= Source data =
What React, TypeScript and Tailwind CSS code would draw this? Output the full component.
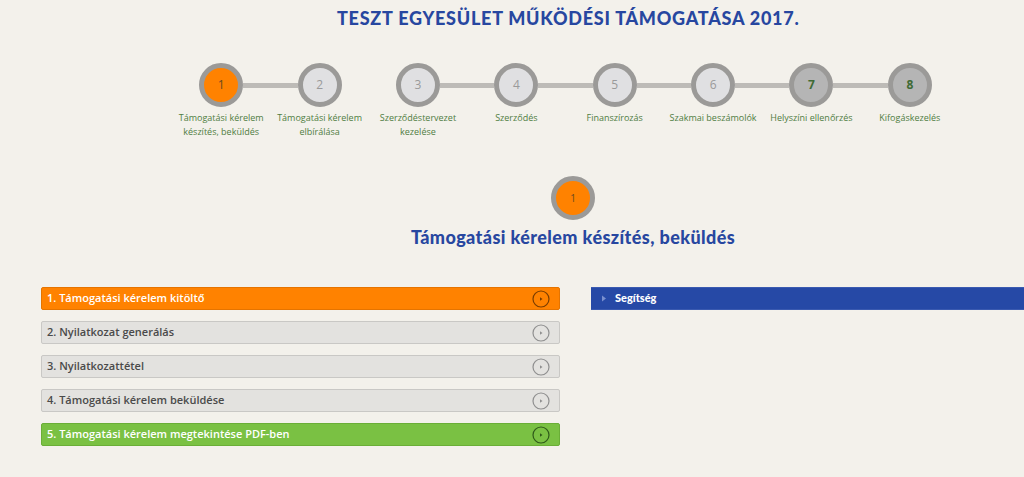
const steps = [
  { n: '1', label: ['Támogatási kérelem', 'készítés, beküldés'], kind: 'active' },
  { n: '2', label: ['Támogatási kérelem', 'elbírálása'], kind: 'light' },
  { n: '3', label: ['Szerződéstervezet', 'kezelése'], kind: 'light' },
  { n: '4', label: ['Szerződés'], kind: 'light' },
  { n: '5', label: ['Finanszírozás'], kind: 'light' },
  { n: '6', label: ['Szakmai beszámolók'], kind: 'light' },
  { n: '7', label: ['Helyszíni ellenőrzés'], kind: 'dark' },
  { n: '8', label: ['Kifogáskezelés'], kind: 'dark' },
]

// which sides carry a connector line
const leftLine = [false, true, false, true, true, true, true, true]
const rightLine = [true, false, true, true, true, true, true, false]

const items = [
  { text: '1. Támogatási kérelem kitöltő', kind: 'orange' },
  { text: '2. Nyilatkozat generálás', kind: 'gray' },
  { text: '3. Nyilatkozattétel', kind: 'gray' },
  { text: '4. Támogatási kérelem beküldése', kind: 'gray' },
  { text: '5. Támogatási kérelem megtekintése PDF-ben', kind: 'green' },
]

const heading = { fontFamily: 'Lato, "Noto Sans", sans-serif' }
const body = { fontFamily: '"Open Sans", "Noto Sans", sans-serif' }

function StepCircle({ n, kind }: { n: string; kind: string }) {
  const fill =
    kind === 'active'
      ? 'bg-[#ff8200] text-[#6b4a20]'
      : kind === 'dark'
        ? 'bg-[#b5b5b5] text-[#3f6b35] font-bold'
        : 'bg-[#e0e0e2] text-[#9a9a9a]'
  return (
    <div
      className={`w-[44px] h-[44px] shrink-0 rounded-full border-[5px] border-[#9b9a98] flex items-center justify-center text-[12px] ${fill}`}
    >
      {n}
    </div>
  )
}

function PlayIcon({ color }: { color: string }) {
  return (
    <svg width="18" height="18" viewBox="0 0 18 18">
      <circle cx="9" cy="9" r="8" fill="none" stroke={color} strokeWidth="1.2" />
      <path d="M8 7.3 L10.5 9 L8 10.7 Z" fill={color} />
    </svg>
  )
}

export default function App() {
  return (
    <div className="w-[1024px] h-[477px] overflow-hidden bg-[#f3f1eb]" style={body}>
      <h1
        className="pt-[7px] ml-[337px] text-[18px] leading-[22px] font-black text-[#2747a0] tracking-[0.75px]"
        style={heading}
      >
        TESZT EGYESÜLET MŰKÖDÉSI TÁMOGATÁSA 2017.
      </h1>

      <div className="mt-[34px] ml-[172px] w-[787px] grid grid-cols-8">
        {steps.map((s, i) => (
          <div key={s.n} className="flex flex-col items-center">
            <div className="flex items-center w-full">
              <div className={`flex-1 h-[5px] ${leftLine[i] ? 'bg-[#bdbbb7]' : ''}`} />
              <StepCircle n={s.n} kind={s.kind} />
              <div className={`flex-1 h-[5px] ${rightLine[i] ? 'bg-[#bdbbb7]' : ''}`} />
            </div>
            <div className="mt-[4px] text-center text-[9px] leading-[14px] text-[#4f7d42] whitespace-nowrap">
              {s.label.map((l) => (
                <div key={l}>{l}</div>
              ))}
            </div>
          </div>
        ))}
      </div>

      <div className="mt-[37px] flex flex-col items-center ml-[122px]">
        <div className="w-[44px] h-[44px] rounded-full border-[5px] border-[#9b9a98] bg-[#ff8200] flex items-center justify-center text-[10px] text-[#6b4a20]">
          1
        </div>
        <h2
          className="mt-[6px] text-[18px] leading-[22px] font-black text-[#2747a0] tracking-[0.4px]"
          style={heading}
        >
          Támogatási kérelem készítés, beküldés
        </h2>
      </div>

      <div className="mt-[39px] flex items-start">
        <div className="ml-[41px] w-[519px] flex flex-col gap-[11px]">
          {items.map((it) => {
            const cls =
              it.kind === 'orange'
                ? 'bg-[#ff8200] border-[#e57400] text-white'
                : it.kind === 'green'
                  ? 'bg-[#7ac143] border-[#6aae37] text-white'
                  : 'bg-[#e3e2df] border-[#c9c8c5] text-[#4a4a4a]'
            const icon =
              it.kind === 'orange' ? '#7a3d00' : it.kind === 'green' ? '#2f5a1a' : '#8f8f8f'
            return (
              <div
                key={it.text}
                className={`h-[23px] rounded-[2px] border flex items-center justify-between pl-[5px] pr-[9px] text-[11px] font-semibold ${cls}`}
              >
                <span>{it.text}</span>
                <PlayIcon color={icon} />
              </div>
            )
          })}
        </div>
        <div
          className="ml-[31px] flex-1 h-[23px] bg-[#2649a6] border-y border-[#3a5ab0] flex items-center pl-[10px] text-[11px] font-black text-white"
          style={heading}
        >
          <svg width="6" height="7" viewBox="0 0 6 7" className="mr-[8px]">
            <path d="M1 0.5 L5 3.5 L1 6.5 Z" fill="#7a90cf" />
          </svg>
          Segítség
        </div>
      </div>
    </div>
  )
}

= Written exercise =
Copy the listing over exactly, skipping the pictures it holds.

= Output =
What React, TypeScript and Tailwind CSS code would draw this? Output the full component.
const steps = [
  { n: '1', label: ['Támogatási kérelem', 'készítés, beküldés'], kind: 'active' },
  { n: '2', label: ['Támogatási kérelem', 'elbírálása'], kind: 'light' },
  { n: '3', label: ['Szerződéstervezet', 'kezelése'], kind: 'light' },
  { n: '4', label: ['Szerződés'], kind: 'light' },
  { n: '5', label: ['Finanszírozás'], kind: 'light' },
  { n: '6', label: ['Szakmai beszámolók'], kind: 'light' },
  { n: '7', label: ['Helyszíni ellenőrzés'], kind: 'dark' },
  { n: '8', label: ['Kifogáskezelés'], kind: 'dark' },
]

// which sides carry a connector line
const leftLine = [false, true, false, true, true, true, true, true]
const rightLine = [true, false, true, true, true, true, true, false]

const items = [
  { text: '1. Támogatási kérelem kitöltő', kind: 'orange' },
  { text: '2. Nyilatkozat generálás', kind: 'gray' },
  { text: '3. Nyilatkozattétel', kind: 'gray' },
  { text: '4. Támogatási kérelem beküldése', kind: 'gray' },
  { text: '5. Támogatási kérelem megtekintése PDF-ben', kind: 'green' },
]

const heading = { fontFamily: 'Lato, "Noto Sans", sans-serif' }
const body = { fontFamily: '"Open Sans", "Noto Sans", sans-serif' }

function StepCircle({ n, kind }: { n: string; kind: string }) {
  const fill =
    kind === 'active'
      ? 'bg-[#ff8200] text-[#6b4a20]'
      : kind === 'dark'
        ? 'bg-[#b5b5b5] text-[#3f6b35] font-bold'
        : 'bg-[#e0e0e2] text-[#9a9a9a]'
  return (
    <div
      className={`w-[44px] h-[44px] shrink-0 rounded-full border-[5px] border-[#9b9a98] flex items-center justify-center text-[12px] ${fill}`}
    >
      {n}
    </div>
  )
}

function PlayIcon({ color }: { color: string }) {
  return (
    <svg width="18" height="18" viewBox="0 0 18 18">
      <circle cx="9" cy="9" r="8" fill="none" stroke={color} strokeWidth="1.2" />
      <path d="M8 7.3 L10.5 9 L8 10.7 Z" fill={color} />
    </svg>
  )
}

export default function App() {
  return (
    <div className="w-[1024px] h-[477px] overflow-hidden bg-[#f3f1eb]" style={body}>
      <h1
        className="pt-[7px] ml-[337px] text-[18px] leading-[22px] font-black text-[#2747a0] tracking-[0.75px]"
        style={heading}
      >
        TESZT EGYESÜLET MŰKÖDÉSI TÁMOGATÁSA 2017.
      </h1>

      <div className="mt-[34px] ml-[172px] w-[787px] grid grid-cols-8">
        {steps.map((s, i) => (
          <div key={s.n} className="flex flex-col items-center">
            <div className="flex items-center w-full">
              <div className={`flex-1 h-[5px] ${leftLine[i] ? 'bg-[#bdbbb7]' : ''}`} />
              <StepCircle n={s.n} kind={s.kind} />
              <div className={`flex-1 h-[5px] ${rightLine[i] ? 'bg-[#bdbbb7]' : ''}`} />
            </div>
            <div className="mt-[4px] text-center text-[9px] leading-[14px] text-[#4f7d42] whitespace-nowrap">
              {s.label.map((l) => (
                <div key={l}>{l}</div>
              ))}
            </div>
          </div>
        ))}
      </div>

      <div className="mt-[37px] flex flex-col items-center ml-[122px]">
        <div className="w-[44px] h-[44px] rounded-full border-[5px] border-[#9b9a98] bg-[#ff8200] flex items-center justify-center text-[10px] text-[#6b4a20]">
          1
        </div>
        <h2
          className="mt-[6px] text-[18px] leading-[22px] font-black text-[#2747a0] tracking-[0.4px]"
          style={heading}
        >
          Támogatási kérelem készítés, beküldés
        </h2>
      </div>

      <div className="mt-[39px] flex items-start">
        <div className="ml-[41px] w-[519px] flex flex-col gap-[11px]">
          {items.map((it) => {
            const cls =
              it.kind === 'orange'
                ? 'bg-[#ff8200] border-[#e57400] text-white'
                : it.kind === 'green'
                  ? 'bg-[#7ac143] border-[#6aae37] text-white'
                  : 'bg-[#e3e2df] border-[#c9c8c5] text-[#4a4a4a]'
            const icon =
              it.kind === 'orange' ? '#7a3d00' : it.kind === 'green' ? '#2f5a1a' : '#8f8f8f'
            return (
              <div
                key={it.text}
                className={`h-[23px] rounded-[2px] border flex items-center justify-between pl-[5px] pr-[9px] text-[11px] font-semibold ${cls}`}
              >
                <span>{it.text}</span>
                <PlayIcon color={icon} />
              </div>
            )
          })}
        </div>
        <div
          className="ml-[31px] flex-1 h-[23px] bg-[#2649a6] border-y border-[#3a5ab0] flex items-center pl-[10px] text-[11px] font-black text-white"
          style={heading}
        >
          <svg width="6" height="7" viewBox="0 0 6 7" className="mr-[8px]">
            <path d="M1 0.5 L5 3.5 L1 6.5 Z" fill="#7a90cf" />
          </svg>
          Segítség
        </div>
      </div>
    </div>
  )
}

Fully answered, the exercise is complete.